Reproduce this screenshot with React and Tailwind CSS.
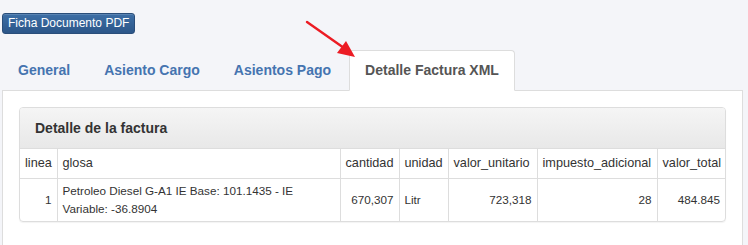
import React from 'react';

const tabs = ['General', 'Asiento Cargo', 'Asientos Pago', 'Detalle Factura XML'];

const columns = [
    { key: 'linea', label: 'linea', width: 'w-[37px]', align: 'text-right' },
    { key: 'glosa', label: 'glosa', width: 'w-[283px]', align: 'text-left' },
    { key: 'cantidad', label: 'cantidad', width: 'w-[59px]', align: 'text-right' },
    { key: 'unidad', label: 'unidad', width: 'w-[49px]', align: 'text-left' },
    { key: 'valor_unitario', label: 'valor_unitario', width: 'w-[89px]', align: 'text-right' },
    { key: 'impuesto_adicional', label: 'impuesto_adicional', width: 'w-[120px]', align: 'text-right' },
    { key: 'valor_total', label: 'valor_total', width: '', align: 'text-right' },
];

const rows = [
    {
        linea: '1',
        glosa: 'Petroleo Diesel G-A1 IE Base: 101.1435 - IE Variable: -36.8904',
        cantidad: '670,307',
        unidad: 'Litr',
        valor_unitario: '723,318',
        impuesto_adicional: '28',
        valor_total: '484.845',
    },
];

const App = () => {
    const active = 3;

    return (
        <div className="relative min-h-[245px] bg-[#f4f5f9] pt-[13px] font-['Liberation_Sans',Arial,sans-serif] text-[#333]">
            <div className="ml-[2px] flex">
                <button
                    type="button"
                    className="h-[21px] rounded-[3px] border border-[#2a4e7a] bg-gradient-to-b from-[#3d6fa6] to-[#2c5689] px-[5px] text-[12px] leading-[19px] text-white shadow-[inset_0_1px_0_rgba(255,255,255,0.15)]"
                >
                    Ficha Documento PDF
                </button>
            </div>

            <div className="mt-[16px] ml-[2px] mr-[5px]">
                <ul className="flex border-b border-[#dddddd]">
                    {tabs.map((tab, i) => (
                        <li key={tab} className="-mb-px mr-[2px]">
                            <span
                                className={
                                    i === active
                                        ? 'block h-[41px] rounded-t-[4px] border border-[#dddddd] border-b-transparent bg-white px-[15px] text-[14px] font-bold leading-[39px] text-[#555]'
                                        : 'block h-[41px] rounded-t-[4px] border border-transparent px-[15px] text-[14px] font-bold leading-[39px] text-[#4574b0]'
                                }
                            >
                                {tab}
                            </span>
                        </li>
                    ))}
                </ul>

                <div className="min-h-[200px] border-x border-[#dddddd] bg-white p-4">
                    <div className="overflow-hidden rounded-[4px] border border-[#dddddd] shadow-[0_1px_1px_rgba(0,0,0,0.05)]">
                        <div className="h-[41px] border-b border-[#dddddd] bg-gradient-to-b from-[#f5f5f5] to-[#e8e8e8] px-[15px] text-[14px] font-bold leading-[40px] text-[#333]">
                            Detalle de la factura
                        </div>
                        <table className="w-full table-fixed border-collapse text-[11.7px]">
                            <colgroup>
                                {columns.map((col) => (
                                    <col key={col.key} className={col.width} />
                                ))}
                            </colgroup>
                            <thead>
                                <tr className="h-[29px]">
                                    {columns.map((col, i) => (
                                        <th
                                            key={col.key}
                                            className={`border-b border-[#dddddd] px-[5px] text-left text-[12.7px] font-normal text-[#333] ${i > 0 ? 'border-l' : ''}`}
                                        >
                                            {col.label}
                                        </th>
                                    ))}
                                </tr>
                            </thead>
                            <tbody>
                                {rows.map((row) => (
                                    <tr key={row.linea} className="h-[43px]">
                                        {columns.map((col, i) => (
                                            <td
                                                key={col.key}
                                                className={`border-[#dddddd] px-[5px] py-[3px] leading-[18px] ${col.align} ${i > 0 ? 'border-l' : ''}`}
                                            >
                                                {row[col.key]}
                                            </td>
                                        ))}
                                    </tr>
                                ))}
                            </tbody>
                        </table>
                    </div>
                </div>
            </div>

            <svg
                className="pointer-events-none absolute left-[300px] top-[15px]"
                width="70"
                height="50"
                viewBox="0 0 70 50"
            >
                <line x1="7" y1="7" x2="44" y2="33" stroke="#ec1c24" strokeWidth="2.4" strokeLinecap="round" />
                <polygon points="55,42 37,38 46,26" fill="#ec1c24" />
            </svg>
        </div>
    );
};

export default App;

• Given instruction: Return all of the data exactly as written, and drop the pictures.

• Output:
Reproduce this screenshot with React and Tailwind CSS.
import React from 'react';

const tabs = ['General', 'Asiento Cargo', 'Asientos Pago', 'Detalle Factura XML'];

const columns = [
    { key: 'linea', label: 'linea', width: 'w-[37px]', align: 'text-right' },
    { key: 'glosa', label: 'glosa', width: 'w-[283px]', align: 'text-left' },
    { key: 'cantidad', label: 'cantidad', width: 'w-[59px]', align: 'text-right' },
    { key: 'unidad', label: 'unidad', width: 'w-[49px]', align: 'text-left' },
    { key: 'valor_unitario', label: 'valor_unitario', width: 'w-[89px]', align: 'text-right' },
    { key: 'impuesto_adicional', label: 'impuesto_adicional', width: 'w-[120px]', align: 'text-right' },
    { key: 'valor_total', label: 'valor_total', width: '', align: 'text-right' },
];

const rows = [
    {
        linea: '1',
        glosa: 'Petroleo Diesel G-A1 IE Base: 101.1435 - IE Variable: -36.8904',
        cantidad: '670,307',
        unidad: 'Litr',
        valor_unitario: '723,318',
        impuesto_adicional: '28',
        valor_total: '484.845',
    },
];

const App = () => {
    const active = 3;

    return (
        <div className="relative min-h-[245px] bg-[#f4f5f9] pt-[13px] font-['Liberation_Sans',Arial,sans-serif] text-[#333]">
            <div className="ml-[2px] flex">
                <button
                    type="button"
                    className="h-[21px] rounded-[3px] border border-[#2a4e7a] bg-gradient-to-b from-[#3d6fa6] to-[#2c5689] px-[5px] text-[12px] leading-[19px] text-white shadow-[inset_0_1px_0_rgba(255,255,255,0.15)]"
                >
                    Ficha Documento PDF
                </button>
            </div>

            <div className="mt-[16px] ml-[2px] mr-[5px]">
                <ul className="flex border-b border-[#dddddd]">
                    {tabs.map((tab, i) => (
                        <li key={tab} className="-mb-px mr-[2px]">
                            <span
                                className={
                                    i === active
                                        ? 'block h-[41px] rounded-t-[4px] border border-[#dddddd] border-b-transparent bg-white px-[15px] text-[14px] font-bold leading-[39px] text-[#555]'
                                        : 'block h-[41px] rounded-t-[4px] border border-transparent px-[15px] text-[14px] font-bold leading-[39px] text-[#4574b0]'
                                }
                            >
                                {tab}
                            </span>
                        </li>
                    ))}
                </ul>

                <div className="min-h-[200px] border-x border-[#dddddd] bg-white p-4">
                    <div className="overflow-hidden rounded-[4px] border border-[#dddddd] shadow-[0_1px_1px_rgba(0,0,0,0.05)]">
                        <div className="h-[41px] border-b border-[#dddddd] bg-gradient-to-b from-[#f5f5f5] to-[#e8e8e8] px-[15px] text-[14px] font-bold leading-[40px] text-[#333]">
                            Detalle de la factura
                        </div>
                        <table className="w-full table-fixed border-collapse text-[11.7px]">
                            <colgroup>
                                {columns.map((col) => (
                                    <col key={col.key} className={col.width} />
                                ))}
                            </colgroup>
                            <thead>
                                <tr className="h-[29px]">
                                    {columns.map((col, i) => (
                                        <th
                                            key={col.key}
                                            className={`border-b border-[#dddddd] px-[5px] text-left text-[12.7px] font-normal text-[#333] ${i > 0 ? 'border-l' : ''}`}
                                        >
                                            {col.label}
                                        </th>
                                    ))}
                                </tr>
                            </thead>
                            <tbody>
                                {rows.map((row) => (
                                    <tr key={row.linea} className="h-[43px]">
                                        {columns.map((col, i) => (
                                            <td
                                                key={col.key}
                                                className={`border-[#dddddd] px-[5px] py-[3px] leading-[18px] ${col.align} ${i > 0 ? 'border-l' : ''}`}
                                            >
                                                {row[col.key]}
                                            </td>
                                        ))}
                                    </tr>
                                ))}
                            </tbody>
                        </table>
                    </div>
                </div>
            </div>

            <svg
                className="pointer-events-none absolute left-[300px] top-[15px]"
                width="70"
                height="50"
                viewBox="0 0 70 50"
            >
                <line x1="7" y1="7" x2="44" y2="33" stroke="#ec1c24" strokeWidth="2.4" strokeLinecap="round" />
                <polygon points="55,42 37,38 46,26" fill="#ec1c24" />
            </svg>
        </div>
    );
};

export default App;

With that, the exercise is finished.